Filter for the word "this" and keep each matching line.

## Given data
>> begin
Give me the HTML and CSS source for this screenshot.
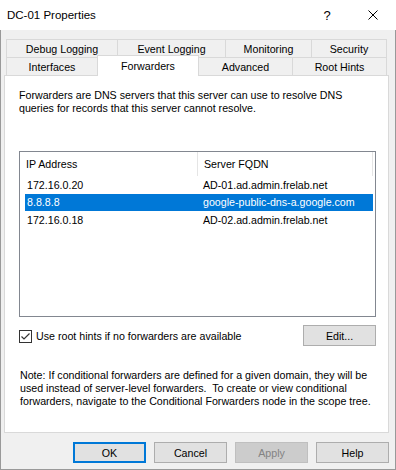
FILE: index.html
```html
<!DOCTYPE html>
<html lang="en">

<head>
    <meta charset="UTF-8">
    <meta name="viewport" content="width=device-width, initial-scale=1.0">
    <title>DC-01 Properties</title>
    <link rel="stylesheet" href="styles.css">
</head>

<body>

    <div class="window">
        <div class="titlebar">
            <div class="title">DC-01 Properties</div>
            <div class="caption-btn help-btn">?</div>
            <div class="caption-btn close-btn">
                <svg width="10" height="10" viewBox="0 0 10 10">
                    <path d="M0.5 0.5 L9.5 9.5 M9.5 0.5 L0.5 9.5" stroke="#000" stroke-width="1" fill="none" />
                </svg>
            </div>
        </div>

        <div class="client">
            <div class="tabs">
                <div class="tab-row">
                    <div class="tab w-debug">Debug Logging</div>
                    <div class="tab w-event">Event Logging</div>
                    <div class="tab w-monitor">Monitoring</div>
                    <div class="tab w-security last">Security</div>
                </div>
                <div class="tab-row">
                    <div class="tab w-iface">Interfaces</div>
                    <div class="tab w-fwd active">Forwarders</div>
                    <div class="tab w-adv">Advanced</div>
                    <div class="tab w-root last">Root Hints</div>
                </div>
            </div>

            <div class="panel">
                <p class="intro">Forwarders are DNS servers that this server can use to resolve DNS<br>queries for records that this server cannot resolve.</p>

                <div class="listview">
                    <div class="lv-header">
                        <div class="lv-col">IP Address</div>
                        <div class="lv-col">Server FQDN</div>
                    </div>
                    <div class="lv-body">
                        <div class="lv-row">
                            <div>172.16.0.20</div>
                            <div>AD-01.ad.admin.frelab.net</div>
                        </div>
                        <div class="lv-row selected">
                            <div>8.8.8.8</div>
                            <div>google-public-dns-a.google.com</div>
                        </div>
                        <div class="lv-row">
                            <div>172.16.0.18</div>
                            <div>AD-02.ad.admin.frelab.net</div>
                        </div>
                    </div>
                </div>

                <div class="options">
                    <label class="check">
                        <svg width="13" height="13" viewBox="0 0 13 13">
                            <rect x="0.5" y="0.5" width="12" height="12" fill="#fff" stroke="#333" />
                            <path d="M2.5 6.5 L5 9 L10.5 3.5" stroke="#333" stroke-width="1.2" fill="none" />
                        </svg>
                        <span>Use root hints if no forwarders are available</span>
                    </label>
                    <button class="btn">Edit...</button>
                </div>

                <p class="note">Note: If conditional forwarders are defined for a given domain, they will be<br>used instead of server-level forwarders.&nbsp; To create or view conditional<br>forwarders, navigate to the Conditional Forwarders node in the scope tree.</p>
            </div>

            <div class="buttons">
                <button class="btn default">OK</button>
                <button class="btn">Cancel</button>
                <button class="btn disabled">Apply</button>
                <button class="btn">Help</button>
            </div>
        </div>
    </div>

</body>

</html>
```

FILE: styles.css
```css
* {
    margin: 0;
    padding: 0;
    box-sizing: border-box;
}

body {
    width: 396px;
    height: 470px;
    overflow: hidden;
    background: #fff;
    font-family: "Liberation Sans", Arial, sans-serif;
    font-size: 8pt;
    color: #000;
}

.window {
    width: 396px;
    height: 470px;
    display: flex;
    flex-direction: column;
}

/* 标题栏 */
.titlebar {
    height: 30px;
    display: flex;
    align-items: center;
    background: #fff;
}

.title {
    flex: 1;
    padding-left: 7px;
    font-size: 11.5px;
}

.caption-btn {
    width: 46px;
    height: 30px;
    display: flex;
    align-items: center;
    justify-content: center;
    font-size: 13px;
}

/* 窗口主体 */
.client {
    flex: 1;
    background: #f0f0f0;
    border: 1px solid #999;
    border-top: none;
    padding: 9px 6px 0 3px;
}

.tabs {
    margin-left: 2px;
}

.tab-row {
    display: flex;
    height: 18px;
}

.tab {
    height: 18px;
    border: 1px solid #d9d9d9;
    border-right: none;
    border-bottom: none;
    background: #f0f0f0;
    display: flex;
    align-items: center;
    justify-content: center;
}

.tab.last {
    border-right: 1px solid #d9d9d9;
}

.tab.active {
    height: 21px;
    margin-top: -2px;
    margin-bottom: -1px;
    background: #fff;
    border-right: 1px solid #d9d9d9;
    position: relative;
    z-index: 1;
    padding-bottom: 1px;
}

.tab.active + .tab {
    border-left: none;
}

.w-debug { width: 111px; }
.w-event { width: 108px; }
.w-monitor { width: 86px; }
.w-security { width: 76px; }
.w-iface { width: 91px; }
.w-fwd { width: 102px; }
.w-adv { width: 93px; }
.w-root { width: 95px; }

/* 选项卡内容 */
.panel {
    height: 358px;
    width: 385px;
    background: #fff;
    border: 1px solid #d9d9d9;
    padding: 13px 0 0 14px;
}

.intro,
.note {
    line-height: 13px;
}

.listview {
    margin-top: 36px;
    width: 357px;
    height: 166px;
    border: 1px solid #828790;
}

.lv-header {
    display: flex;
    height: 24px;
}

.lv-col {
    display: flex;
    align-items: center;
    padding-left: 6px;
    border-right: 1px solid #e5e5e5;
}

.lv-col:first-child {
    width: 178px;
}

.lv-col:last-child {
    width: 175px;
}

.lv-body {
    padding-left: 5px;
}

.lv-row {
    width: 348px;
    height: 17.5px;
    display: grid;
    grid-template-columns: 176px 1fr;
    align-items: center;
}

.lv-row div {
    padding-left: 2px;
    white-space: nowrap;
}

.lv-row.selected {
    background: #0078d7;
    color: #fff;
}

.options {
    margin-top: 8px;
    width: 357px;
    display: flex;
    align-items: center;
    justify-content: space-between;
}

.check {
    display: flex;
    align-items: center;
    gap: 4px;
    padding-top: 1px;
}

.btn {
    width: 73px;
    height: 21px;
    background: #e1e1e1;
    border: 1px solid #adadad;
    font-family: inherit;
    font-size: 8pt;
    color: #000;
}

.btn.default {
    border: 2px solid #0078d7;
}

.btn.disabled {
    background: #cccccc;
    border-color: #bfbfbf;
    color: #838383;
}

.note {
    margin-top: 23px;
    padding-left: 1px;
}

.buttons {
    display: flex;
    justify-content: flex-end;
    gap: 8px;
    width: 385px;
    margin-top: 9px;
}
```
>> end
## Correct response
Give me the HTML and CSS source for this screenshot.
                <p class="intro">Forwarders are DNS servers that this server can use to resolve DNS<br>queries for records that this server cannot resolve.</p>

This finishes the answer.